## start Items

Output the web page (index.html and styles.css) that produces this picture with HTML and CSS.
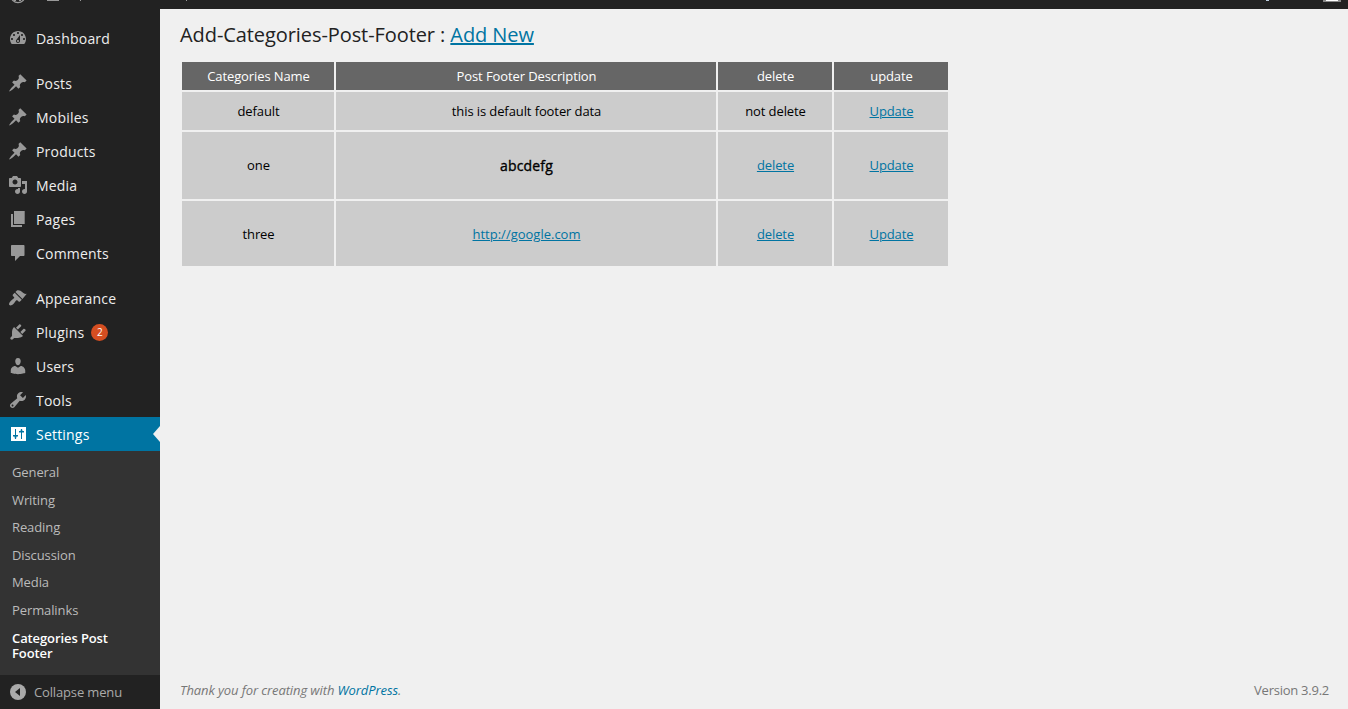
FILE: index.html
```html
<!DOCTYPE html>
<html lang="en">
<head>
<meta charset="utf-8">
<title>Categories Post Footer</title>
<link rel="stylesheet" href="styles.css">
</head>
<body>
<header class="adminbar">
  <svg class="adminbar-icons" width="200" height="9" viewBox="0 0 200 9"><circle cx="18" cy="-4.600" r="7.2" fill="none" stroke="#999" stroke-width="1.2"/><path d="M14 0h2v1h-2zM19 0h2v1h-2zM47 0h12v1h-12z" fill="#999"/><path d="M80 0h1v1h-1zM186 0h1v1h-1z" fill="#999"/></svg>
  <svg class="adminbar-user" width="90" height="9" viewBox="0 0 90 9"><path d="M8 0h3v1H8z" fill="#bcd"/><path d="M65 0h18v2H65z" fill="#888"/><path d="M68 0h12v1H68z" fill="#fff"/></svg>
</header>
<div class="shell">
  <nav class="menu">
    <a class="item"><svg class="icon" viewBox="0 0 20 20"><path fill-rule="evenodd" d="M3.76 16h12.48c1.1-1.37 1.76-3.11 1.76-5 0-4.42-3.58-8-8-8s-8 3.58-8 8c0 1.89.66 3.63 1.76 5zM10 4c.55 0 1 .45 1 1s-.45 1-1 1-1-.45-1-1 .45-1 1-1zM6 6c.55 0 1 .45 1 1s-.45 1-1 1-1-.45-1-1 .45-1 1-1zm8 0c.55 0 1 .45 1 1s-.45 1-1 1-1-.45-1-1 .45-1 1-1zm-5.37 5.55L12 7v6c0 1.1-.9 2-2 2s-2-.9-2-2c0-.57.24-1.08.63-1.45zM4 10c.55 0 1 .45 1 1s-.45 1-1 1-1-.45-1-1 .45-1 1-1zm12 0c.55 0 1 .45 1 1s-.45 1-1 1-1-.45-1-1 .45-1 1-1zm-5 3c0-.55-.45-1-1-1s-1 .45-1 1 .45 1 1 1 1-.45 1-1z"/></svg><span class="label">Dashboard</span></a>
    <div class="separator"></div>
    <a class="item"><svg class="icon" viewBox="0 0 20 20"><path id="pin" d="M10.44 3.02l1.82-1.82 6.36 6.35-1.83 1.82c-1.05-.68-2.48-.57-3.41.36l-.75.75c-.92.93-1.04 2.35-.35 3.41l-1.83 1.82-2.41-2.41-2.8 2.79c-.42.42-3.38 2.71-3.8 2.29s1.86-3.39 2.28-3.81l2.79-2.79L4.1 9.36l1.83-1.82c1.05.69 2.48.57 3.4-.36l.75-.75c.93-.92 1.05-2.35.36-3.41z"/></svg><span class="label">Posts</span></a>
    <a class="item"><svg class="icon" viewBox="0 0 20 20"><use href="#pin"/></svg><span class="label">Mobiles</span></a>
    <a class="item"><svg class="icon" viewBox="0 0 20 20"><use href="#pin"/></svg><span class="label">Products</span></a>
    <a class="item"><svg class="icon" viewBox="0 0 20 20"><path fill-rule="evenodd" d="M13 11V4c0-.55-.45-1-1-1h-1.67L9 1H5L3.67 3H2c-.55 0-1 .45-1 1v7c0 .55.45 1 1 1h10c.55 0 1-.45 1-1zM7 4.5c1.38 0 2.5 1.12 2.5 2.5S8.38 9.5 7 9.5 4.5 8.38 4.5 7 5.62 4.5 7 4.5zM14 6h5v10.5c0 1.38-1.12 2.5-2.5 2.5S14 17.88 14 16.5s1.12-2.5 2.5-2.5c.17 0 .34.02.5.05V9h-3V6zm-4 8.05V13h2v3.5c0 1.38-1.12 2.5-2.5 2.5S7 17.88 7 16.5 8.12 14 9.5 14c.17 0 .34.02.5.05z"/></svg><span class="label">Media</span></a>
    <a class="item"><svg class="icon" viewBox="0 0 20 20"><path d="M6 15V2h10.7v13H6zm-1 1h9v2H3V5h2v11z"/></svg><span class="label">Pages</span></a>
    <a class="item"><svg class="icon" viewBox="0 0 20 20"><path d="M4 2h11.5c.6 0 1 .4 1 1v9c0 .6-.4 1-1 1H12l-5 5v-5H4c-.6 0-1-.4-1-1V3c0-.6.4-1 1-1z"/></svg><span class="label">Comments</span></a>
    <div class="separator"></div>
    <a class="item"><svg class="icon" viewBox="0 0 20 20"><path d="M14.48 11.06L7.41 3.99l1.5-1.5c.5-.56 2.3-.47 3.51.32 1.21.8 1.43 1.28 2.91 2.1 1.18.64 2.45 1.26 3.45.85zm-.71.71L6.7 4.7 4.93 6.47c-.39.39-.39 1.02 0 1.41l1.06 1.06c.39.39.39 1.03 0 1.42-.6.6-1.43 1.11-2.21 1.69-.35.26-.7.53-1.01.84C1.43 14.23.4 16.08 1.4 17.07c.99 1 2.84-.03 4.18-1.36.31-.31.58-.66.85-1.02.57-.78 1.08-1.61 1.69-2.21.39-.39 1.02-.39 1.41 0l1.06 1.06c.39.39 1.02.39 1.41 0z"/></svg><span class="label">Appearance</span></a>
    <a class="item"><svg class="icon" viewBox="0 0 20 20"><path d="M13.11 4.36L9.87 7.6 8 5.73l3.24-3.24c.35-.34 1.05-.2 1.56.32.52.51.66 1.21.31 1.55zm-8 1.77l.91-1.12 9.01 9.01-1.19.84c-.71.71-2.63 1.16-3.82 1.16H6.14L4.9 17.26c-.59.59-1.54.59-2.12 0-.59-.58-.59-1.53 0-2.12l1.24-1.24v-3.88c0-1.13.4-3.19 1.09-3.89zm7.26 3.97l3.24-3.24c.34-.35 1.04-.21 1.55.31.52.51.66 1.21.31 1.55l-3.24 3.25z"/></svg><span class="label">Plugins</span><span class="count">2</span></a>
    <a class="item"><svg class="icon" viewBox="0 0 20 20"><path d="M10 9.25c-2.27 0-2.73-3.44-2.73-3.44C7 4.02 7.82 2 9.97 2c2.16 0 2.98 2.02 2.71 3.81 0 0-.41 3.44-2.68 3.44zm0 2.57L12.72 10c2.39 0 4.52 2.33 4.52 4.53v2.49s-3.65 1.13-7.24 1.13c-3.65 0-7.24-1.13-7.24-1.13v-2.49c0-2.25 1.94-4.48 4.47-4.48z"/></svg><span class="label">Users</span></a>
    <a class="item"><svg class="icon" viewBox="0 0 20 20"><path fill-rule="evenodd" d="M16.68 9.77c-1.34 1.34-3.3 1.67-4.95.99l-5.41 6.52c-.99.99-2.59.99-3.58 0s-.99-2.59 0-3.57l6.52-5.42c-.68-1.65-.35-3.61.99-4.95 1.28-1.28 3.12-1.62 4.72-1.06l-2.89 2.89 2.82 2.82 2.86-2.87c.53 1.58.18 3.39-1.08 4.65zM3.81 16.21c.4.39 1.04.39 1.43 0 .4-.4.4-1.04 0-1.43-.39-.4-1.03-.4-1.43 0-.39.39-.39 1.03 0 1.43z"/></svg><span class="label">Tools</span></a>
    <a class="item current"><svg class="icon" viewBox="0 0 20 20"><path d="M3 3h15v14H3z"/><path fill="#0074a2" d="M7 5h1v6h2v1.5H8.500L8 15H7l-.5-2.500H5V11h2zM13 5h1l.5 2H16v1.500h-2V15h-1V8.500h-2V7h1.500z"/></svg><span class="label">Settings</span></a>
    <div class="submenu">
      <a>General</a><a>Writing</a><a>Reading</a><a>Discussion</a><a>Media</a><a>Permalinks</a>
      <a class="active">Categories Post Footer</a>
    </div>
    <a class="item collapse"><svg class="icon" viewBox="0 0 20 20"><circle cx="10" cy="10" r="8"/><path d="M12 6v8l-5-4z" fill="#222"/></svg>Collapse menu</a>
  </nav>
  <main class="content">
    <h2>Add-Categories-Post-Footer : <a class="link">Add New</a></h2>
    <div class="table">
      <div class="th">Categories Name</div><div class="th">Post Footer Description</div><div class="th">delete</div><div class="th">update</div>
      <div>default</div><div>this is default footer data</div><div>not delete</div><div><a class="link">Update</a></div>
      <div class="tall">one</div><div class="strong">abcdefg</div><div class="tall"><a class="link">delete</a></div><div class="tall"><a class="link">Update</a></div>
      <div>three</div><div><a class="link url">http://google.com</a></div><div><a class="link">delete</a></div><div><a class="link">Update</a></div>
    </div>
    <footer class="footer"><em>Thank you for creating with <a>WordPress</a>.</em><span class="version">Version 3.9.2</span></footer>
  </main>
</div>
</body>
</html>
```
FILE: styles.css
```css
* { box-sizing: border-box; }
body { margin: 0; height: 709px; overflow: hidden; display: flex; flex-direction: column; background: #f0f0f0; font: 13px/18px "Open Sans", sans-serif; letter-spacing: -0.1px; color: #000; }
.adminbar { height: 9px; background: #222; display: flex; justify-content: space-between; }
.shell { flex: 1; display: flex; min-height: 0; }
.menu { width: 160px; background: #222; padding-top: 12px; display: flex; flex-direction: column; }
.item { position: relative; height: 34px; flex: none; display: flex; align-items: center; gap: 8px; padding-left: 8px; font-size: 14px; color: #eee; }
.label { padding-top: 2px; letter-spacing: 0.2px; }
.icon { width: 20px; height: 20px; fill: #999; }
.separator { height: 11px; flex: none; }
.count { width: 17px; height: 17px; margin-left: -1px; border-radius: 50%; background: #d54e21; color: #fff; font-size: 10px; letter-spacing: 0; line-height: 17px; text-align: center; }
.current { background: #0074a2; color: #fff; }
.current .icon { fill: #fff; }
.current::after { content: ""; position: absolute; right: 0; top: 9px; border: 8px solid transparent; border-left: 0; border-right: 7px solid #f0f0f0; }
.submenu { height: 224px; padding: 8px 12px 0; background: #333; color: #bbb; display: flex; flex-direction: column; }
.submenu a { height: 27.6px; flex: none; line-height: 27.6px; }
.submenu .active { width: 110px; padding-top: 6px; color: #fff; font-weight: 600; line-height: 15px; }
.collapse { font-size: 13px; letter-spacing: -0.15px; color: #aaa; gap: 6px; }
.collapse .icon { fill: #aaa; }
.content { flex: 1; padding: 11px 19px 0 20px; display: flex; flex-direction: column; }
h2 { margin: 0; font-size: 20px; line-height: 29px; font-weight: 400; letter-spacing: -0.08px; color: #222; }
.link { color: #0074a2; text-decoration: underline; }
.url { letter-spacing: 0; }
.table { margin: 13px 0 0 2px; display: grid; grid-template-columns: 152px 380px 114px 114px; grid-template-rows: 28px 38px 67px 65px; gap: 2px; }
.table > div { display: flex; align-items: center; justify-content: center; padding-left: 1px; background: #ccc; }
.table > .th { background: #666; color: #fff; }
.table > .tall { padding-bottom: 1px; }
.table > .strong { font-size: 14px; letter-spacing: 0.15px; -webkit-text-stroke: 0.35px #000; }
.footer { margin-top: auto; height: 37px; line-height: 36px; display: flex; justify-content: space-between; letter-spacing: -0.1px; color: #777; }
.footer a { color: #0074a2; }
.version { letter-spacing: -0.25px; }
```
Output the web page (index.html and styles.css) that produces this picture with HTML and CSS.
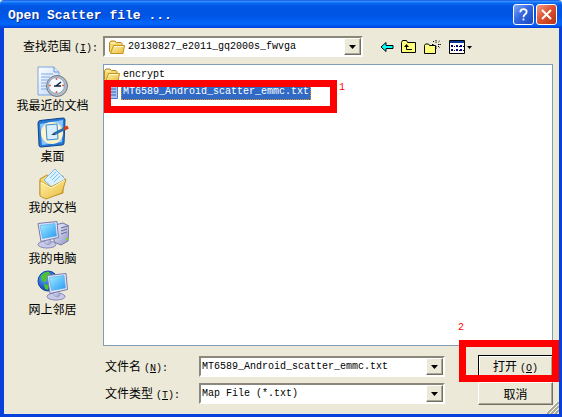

## end Items

Scan the data above; copy every line where "styles" appears.

Output the web page (index.html and styles.css) that produces this picture with HTML and CSS.
<link rel="stylesheet" href="styles.css">
FILE: styles.css
Output the web page (index.html and styles.css) that produces this picture with HTML and CSS.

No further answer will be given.